Exercise :: Retype, exactly as they stand, the lines from the start of the data to the line that contains "h-[1134px] overflow-hidden bg-[#131313]", both ends included. Leave the pictures out.
::: Data segment
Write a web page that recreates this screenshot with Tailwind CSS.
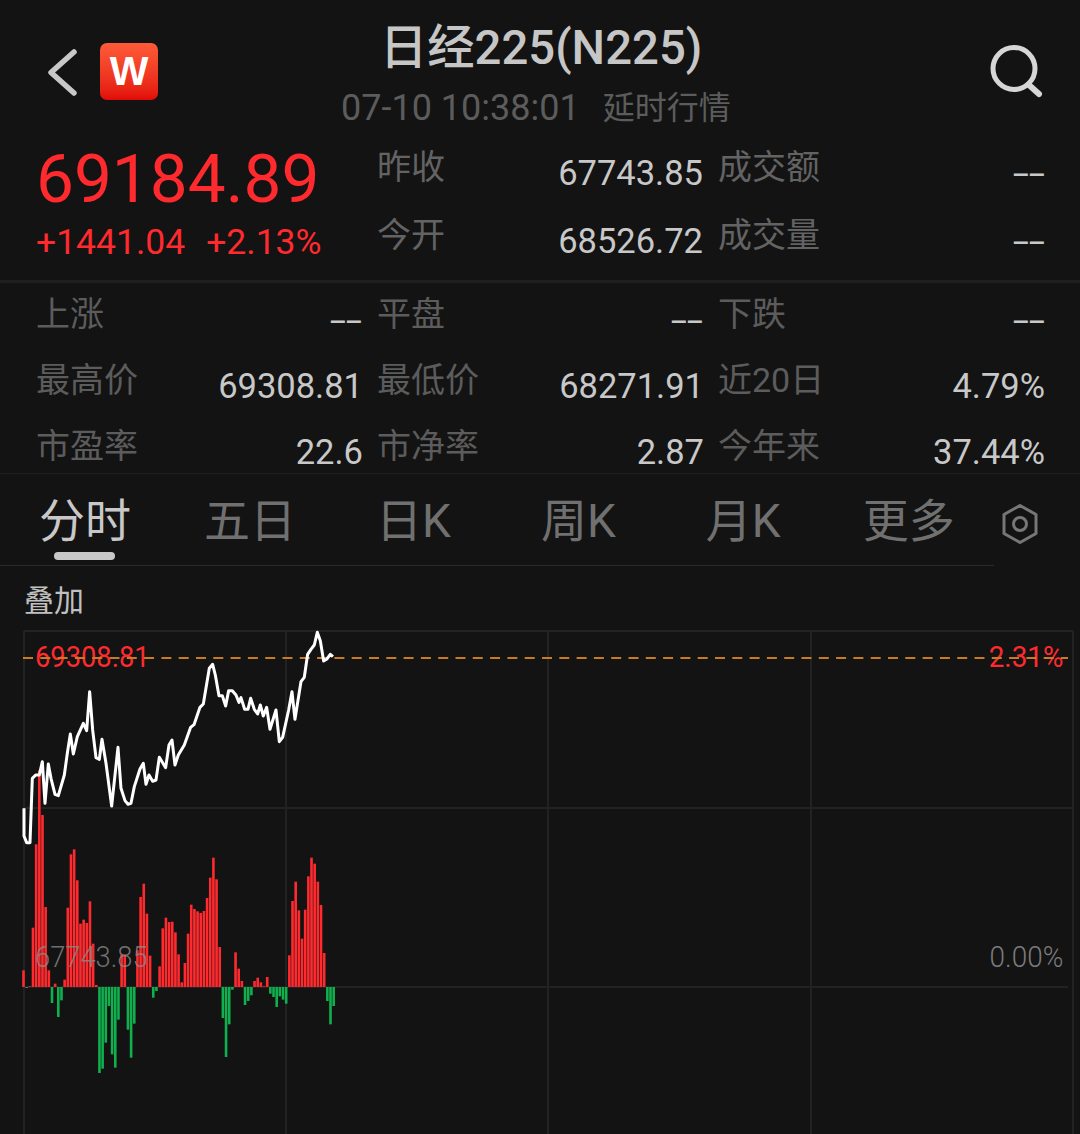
<!DOCTYPE html>
<html lang="zh-CN">
<head>
    <meta charset="UTF-8">
    <title>日经225(N225)</title>
    <script src="https://cdn.jsdelivr.net/npm/@tailwindcss/browser@4"></script>
</head>
<body class="bg-[#131313]">
<div class="w-[1080px] h-[1134px] overflow-hidden bg-[#131313] font-['Roboto','Noto_Sans_CJK_SC',sans-serif]">

    <!-- header -->
    <header class="flex h-[142px]">
        <div class="w-[340px] flex items-start">
            <svg class="mt-[46px] ml-[46px]" width="34" height="54" viewBox="46 46 34 54" fill="none"><path d="M74 52 L51 72.5 L74 93" stroke="#c8c8c8" stroke-width="5.5" stroke-linecap="round" stroke-linejoin="round"/></svg>
            <div class="mt-[43px] ml-[20px] w-[58px] h-[57px] rounded-[7px] bg-gradient-to-b from-[#ff5a38] to-[#e20808] flex items-center justify-center text-white text-[41px] leading-none font-bold font-['Liberation_Sans',sans-serif]">W</div>
        </div>
        <div class="flex-1 flex flex-col">
            <div class="ml-[40px] mt-[21px] h-[54px] text-[47.3px] leading-[54px] font-medium text-[#c6c6c6] whitespace-nowrap">日经225(N225)</div>
            <div class="ml-[1px] mt-[13px] flex items-center gap-[23px] text-[36px] leading-[40px] text-[#5c5c5c] whitespace-nowrap">
                <span>07-10 10:38:01</span><span class="text-[32px]">延时行情</span>
            </div>
        </div>
        <div class="w-[100px]">
            <svg class="mt-[42px] ml-[8px]" width="58" height="58" viewBox="0 0 58 58" fill="none"><circle cx="26" cy="26.5" r="21" stroke="#d6d6d6" stroke-width="5"/><path d="M41 43 L51 52" stroke="#d6d6d6" stroke-width="6" stroke-linecap="round"/></svg>
        </div>
    </header>

    <!-- quote -->
    <section class="grid grid-cols-[341px_341px_1fr] pl-[36px] pr-[35px] h-[138px] text-[34.5px] leading-[50px]">
        <div>
            <div class="mt-[4px] text-[67.5px] leading-[66px] text-[#ff2a2e] whitespace-nowrap">69184.89</div>
            <div class="mt-[5px] flex gap-[21px] text-[35.5px] leading-[50px] text-[#ff2a2e] whitespace-nowrap"><span>+1441.04</span><span>+2.13%</span></div>
        </div>
        <div class="flex flex-col gap-[12px]">
            <div class="flex justify-between"><span class="text-[34px] text-[#636363]">昨收</span><span class="pt-[6px] pr-[15px] text-[#c8c8c8]">67743.85</span></div>
            <div class="flex justify-between"><span class="text-[34px] text-[#636363]">今开</span><span class="pt-[6px] pr-[15px] text-[#c8c8c8]">68526.72</span></div>
        </div>
        <div class="flex flex-col gap-[12px]">
            <div class="flex justify-between"><span class="text-[34px] text-[#636363]">成交额</span><span class="pt-[6px] text-[#c8c8c8] inline-block scale-x-[1.7] origin-right">--</span></div>
            <div class="flex justify-between"><span class="text-[34px] text-[#636363]">成交量</span><span class="pt-[6px] text-[#c8c8c8] inline-block scale-x-[1.7] origin-right">--</span></div>
        </div>
    </section>

    <!-- stats -->
    <section class="border-t-[3px] border-b-[1px] border-[#1f1f1f] h-[194px] pt-[4px] pl-[36px] pr-[35px] grid grid-cols-[341px_341px_1fr] grid-rows-[54px_54px_54px] gap-y-[12px] text-[34.5px] leading-[54px]">
        <div class="flex justify-between pr-[15px]"><span class="text-[34px] text-[#5c5c5c]">上涨</span><span class="pt-[6px] text-[#c8c8c8] inline-block scale-x-[1.7] origin-right">--</span></div>
        <div class="flex justify-between pr-[15px]"><span class="text-[34px] text-[#5c5c5c]">平盘</span><span class="pt-[6px] text-[#c8c8c8] inline-block scale-x-[1.7] origin-right">--</span></div>
        <div class="flex justify-between"><span class="text-[34px] text-[#5c5c5c]">下跌</span><span class="pt-[6px] text-[#c8c8c8] inline-block scale-x-[1.7] origin-right">--</span></div>
        <div class="flex justify-between pr-[14px]"><span class="text-[34px] text-[#5c5c5c]">最高价</span><span class="pt-[6px] text-[#c8c8c8]">69308.81</span></div>
        <div class="flex justify-between pr-[14px]"><span class="text-[34px] text-[#5c5c5c]">最低价</span><span class="pt-[6px] text-[#c8c8c8]">68271.91</span></div>
        <div class="flex justify-between"><span class="text-[34px] text-[#5c5c5c]">近20日</span><span class="pt-[6px] text-[#c8c8c8]">4.79%</span></div>
        <div class="flex justify-between pr-[14px]"><span class="text-[34px] text-[#5c5c5c]">市盈率</span><span class="pt-[6px] text-[#c8c8c8]">22.6</span></div>
        <div class="flex justify-between pr-[14px]"><span class="text-[34px] text-[#5c5c5c]">市净率</span><span class="pt-[6px] text-[#c8c8c8]">2.87</span></div>
        <div class="flex justify-between"><span class="text-[34px] text-[#5c5c5c]">今年来</span><span class="pt-[6px] text-[#c8c8c8]">37.44%</span></div>
    </section>

    <!-- tabs -->
    <nav class="relative h-[92px] flex items-start">
        <div class="w-[994px] h-[92px] border-b border-[#2a2a2a] pl-[39px] pt-[23px] flex gap-[73px] text-[46px] leading-[48px] text-[#707070] whitespace-nowrap">
            <span class="text-[#c8c8c8]">分时</span>
            <span>五日</span>
            <span class="ml-[7px]">日K</span>
            <span class="ml-[17px]">周K</span>
            <span class="ml-[17px]">月K</span>
            <span class="ml-[9px]">更多</span>
        </div>
        <svg class="mt-[29px] ml-[7px]" width="38" height="42" viewBox="0 0 38 42" fill="none"><path d="M19 2.5 L35 11.5 L35 30.5 L19 39.5 L3 30.5 L3 11.5 Z" stroke="#777777" stroke-width="3" stroke-linejoin="round"/><circle cx="19" cy="21" r="6.5" stroke="#777777" stroke-width="3"/></svg>
        <div class="absolute left-[54px] top-[78px] w-[61px] h-[8px] rounded-full bg-[#c8c8c8]"></div>
    </nav>

    <!-- chart -->
    <section class="relative h-[568px]">
        <div class="pl-[24px] pt-[17px] text-[30px] leading-[36px] text-[#c0c0c0]">叠加</div>
        <svg id="chart" class="absolute left-0 top-0" width="1080" height="568" viewBox="0 566 1080 568" fill="none">
            <g stroke="#222222" stroke-width="2">
                <path d="M24 631 H1073 M24 808 H1073 M24 631 V1134 M286 631 V1134 M548 631 V1134 M811 631 V1134 M1073 631 V1134 M24 987 H1068"/>
            </g>
            <g id="bars"></g>
        </svg>
        <div class="absolute left-[35px] top-[73px] text-[30px] leading-[36px] text-[#ff2a2e] scale-x-[0.91] origin-left">69308.81</div>
        <div class="absolute right-[17px] top-[73px] text-[30px] leading-[36px] text-[#ff2a2e] scale-x-[0.93] origin-right">2.31%</div>
        <div class="absolute left-[35px] top-[373px] text-[30px] leading-[36px] font-light text-[#8a8a8a]/80 scale-x-[0.91] origin-left">67743.85</div>
        <div class="absolute right-[17px] top-[373px] text-[30px] leading-[36px] font-light text-[#7a7a7a] scale-x-[0.93] origin-right">0.00%</div>
        <svg class="absolute left-0 top-0" width="1080" height="568" viewBox="0 566 1080 568" fill="none">
            <path d="M23 658 H1068" stroke="#c97a22" stroke-width="2" stroke-dasharray="10 7.3"/>
            <path transform="translate(0 620) scale(0.3333)" stroke="#ffffff" stroke-width="9" stroke-linejoin="round" d="M72 565 72 648 80 668 90 668 97 475 107 465 118 465 127 425 135 550 145 432 153 475 165 523 175 527 193 465 202 400 211 342 220 402 232 350 250 310 260 332 269 215 278 330 288 413 298 418 306 358 318 430 335 558 354 382 363 505 375 542 384 553 393 550 403 500 420 447 430 430 438 493 447 465 458 484 468 480 478 412 497 443 507 375 516 360 525 435 535 405 553 375 572 322 582 314 600 262 610 252 628 145 638 133 646 165 657 227 667 227 677 258 686 212 697 212 708 225 717 247 723 233 734 268 744 268 752 235 763 268 773 282 781 255 790 288 800 262 810 328 828 270 838 365 848 352 866 270 876 215 885 298 903 185 913 172 923 103 933 88 943 75 952 37 961 62 971 123 981 117 991 103 999 110"/>
        </svg>
    </section>
</div>

<script>
    // volume bars, heights in px * 3, minus = green
    const volumes = [50,-3,2,178,428,650,516,240,50,-48,10,-90,-40,22,238,398,413,320,190,202,192,257,130,6,
        -258,-245,-167,-57,-202,-242,-98,97,97,-128,-212,-110,110,270,310,220,94,-32,-12,62,176,208,195,196,164,98,14,72,
        160,247,234,227,222,228,267,328,388,323,120,-93,-210,-112,-8,104,55,18,-54,-42,-25,18,28,14,2,30,
        -20,-30,-60,-28,-38,-50,95,258,316,230,145,232,332,388,370,316,246,102,-42,-112,-57];
    const bars = document.getElementById('bars');
    let rects = '';
    volumes.forEach((v, i) => {
        const x = 22.2 + i * 3.165;
        const h = Math.abs(v) / 3;
        const y = v > 0 ? 987 - h : 987;
        rects += `<rect x="${x}" y="${y}" width="2.6" height="${h}" fill="${v > 0 ? '#ff2a2e' : '#10b04e'}"/>`;
    });
    bars.innerHTML = rects;
</script>
</body>
</html>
::::::
Finished task ::
Write a web page that recreates this screenshot with Tailwind CSS.
<!DOCTYPE html>
<html lang="zh-CN">
<head>
    <meta charset="UTF-8">
    <title>日经225(N225)</title>
    <script src="https://cdn.jsdelivr.net/npm/@tailwindcss/browser@4"></script>
</head>
<body class="bg-[#131313]">
<div class="w-[1080px] h-[1134px] overflow-hidden bg-[#131313] font-['Roboto','Noto_Sans_CJK_SC',sans-serif]">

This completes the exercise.